Al vestir este traje académico, al ver en mi mano este anillo que me hace como Doctor parte del Claustro de este ilustre Instituto, símbolo de la cultura de un pueblo que siempre ha esgrimido como su primera credencial el trabajo, me hallo trémulo, sobrecogido por la magnitud del honramiento y por la inmensidad de la tarea que todavía nos falta por hacer.
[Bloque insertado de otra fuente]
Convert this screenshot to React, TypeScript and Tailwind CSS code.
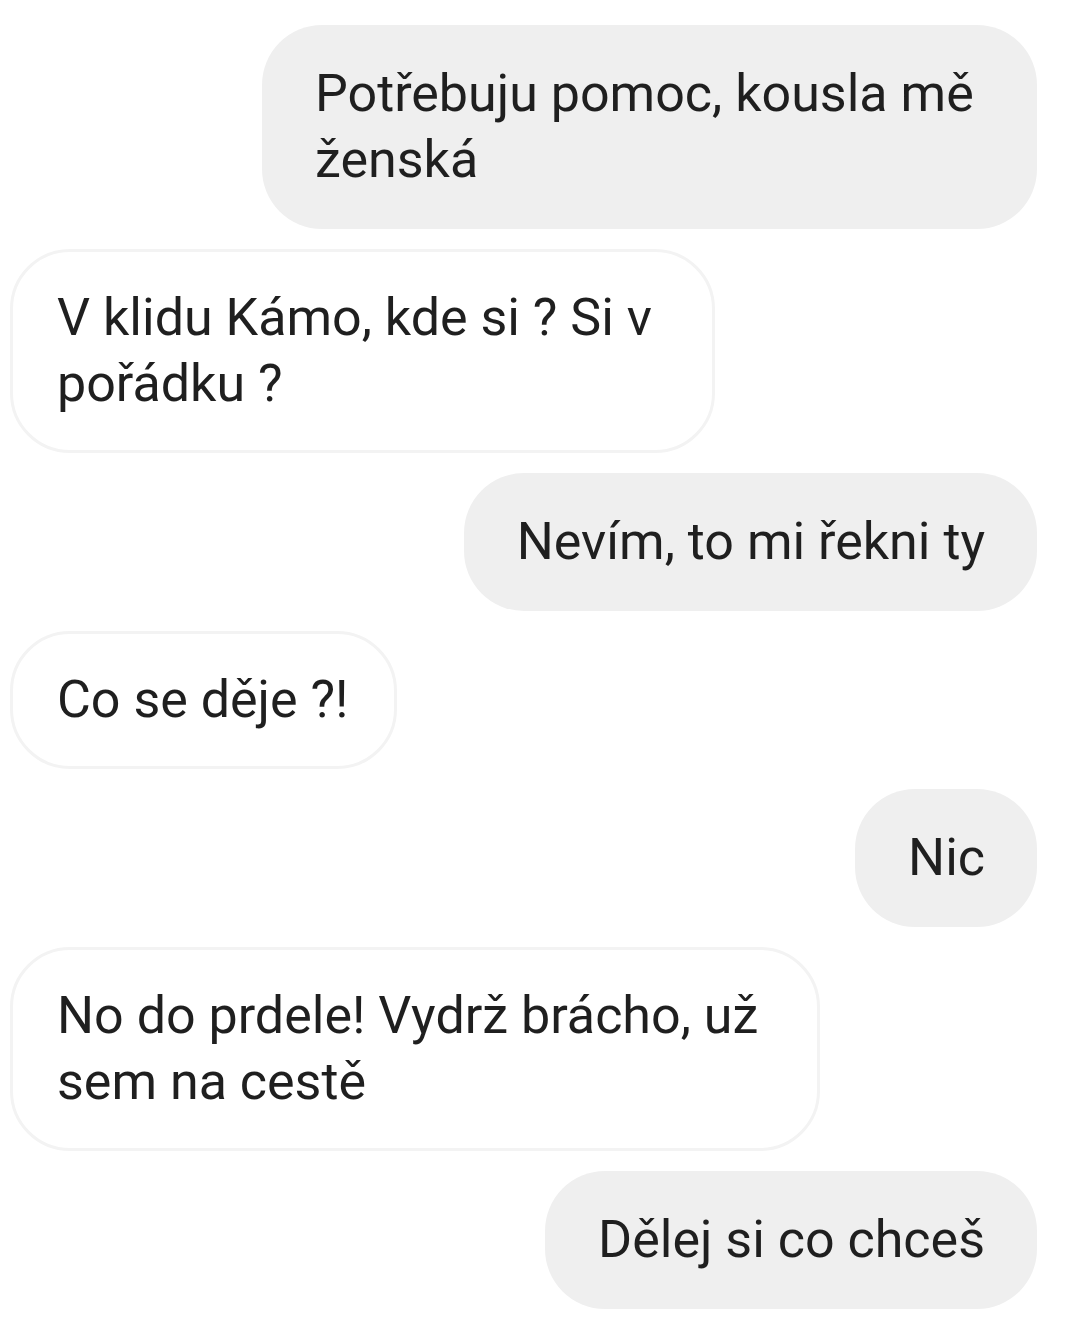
import React from "react";

const messages = [
  { me: true, lines: ["Potřebuju pomoc, kousla mě", "ženská"], w: "w-[775px]" },
  { me: false, lines: ["V klidu Kámo, kde si ? Si v", "pořádku ?"], w: "w-[705px]" },
  { me: true, lines: ["Nevím, to mi řekni ty"], w: "w-fit" },
  { me: false, lines: ["Co se děje ?!"], w: "w-fit" },
  { me: true, lines: ["Nic"], w: "w-fit" },
  { me: false, lines: ["No do prdele! Vydrž brácho, už", "sem na cestě"], w: "w-[810px]" },
  { me: true, lines: ["Dělej si co chceš"], w: "w-fit" },
];

const App = () => {
  return (
    <div className="w-[1080px] h-[1325px] bg-white overflow-hidden pt-[25px] flex flex-col gap-[20px] font-['Roboto',sans-serif]">
      {messages.map((m, i) =>
        m.me ? (
          <div key={i} className="flex justify-end pr-[43px]">
            <div className={`${m.w} bg-[#efefef] rounded-[60px] pl-[53px] pr-[52px] py-[36px] text-[52px] leading-[66px] text-[#1f1f1f] whitespace-nowrap`}>
              {m.lines.map((l, j) => (
                <div key={j}>{l}</div>
              ))}
            </div>
          </div>
        ) : (
          <div key={i} className="flex justify-start pl-[10px]">
            <div className={`${m.w} bg-white border-[3px] border-[#f3f3f3] rounded-[60px] pl-[44px] pr-[45px] py-[33px] text-[52px] leading-[66px] text-[#1f1f1f] whitespace-nowrap`}>
              {m.lines.map((l, j) => (
                <div key={j}>{l}</div>
              ))}
            </div>
          </div>
        )
      )}
    </div>
  );
};

export default App;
Si he hablado del compromiso colectivo, debo admitir que este doctorado honorario envuelve para mí, en particular, una mayor obligación.
Pido a Dios que no nos niegue su asistencia para tener la fuerza espiritual y la incansable actividad de que hemos menester para cumplir con nuestra responsabilidad, rindo ante esta Universidad egregia el testimonio de mi devoto respeto, y reitero la predilección de mi pueblo, el pueblo todo de Venezuela, por los vástagos ultramarinos de esta inmensa familia, que si bien tiene mucho de qué enorgullecerse en fases estelares de la historia universal, tiene mucho que realizar en la empinada cuesta de los días presentes y en la anchurosa avenida del futuro.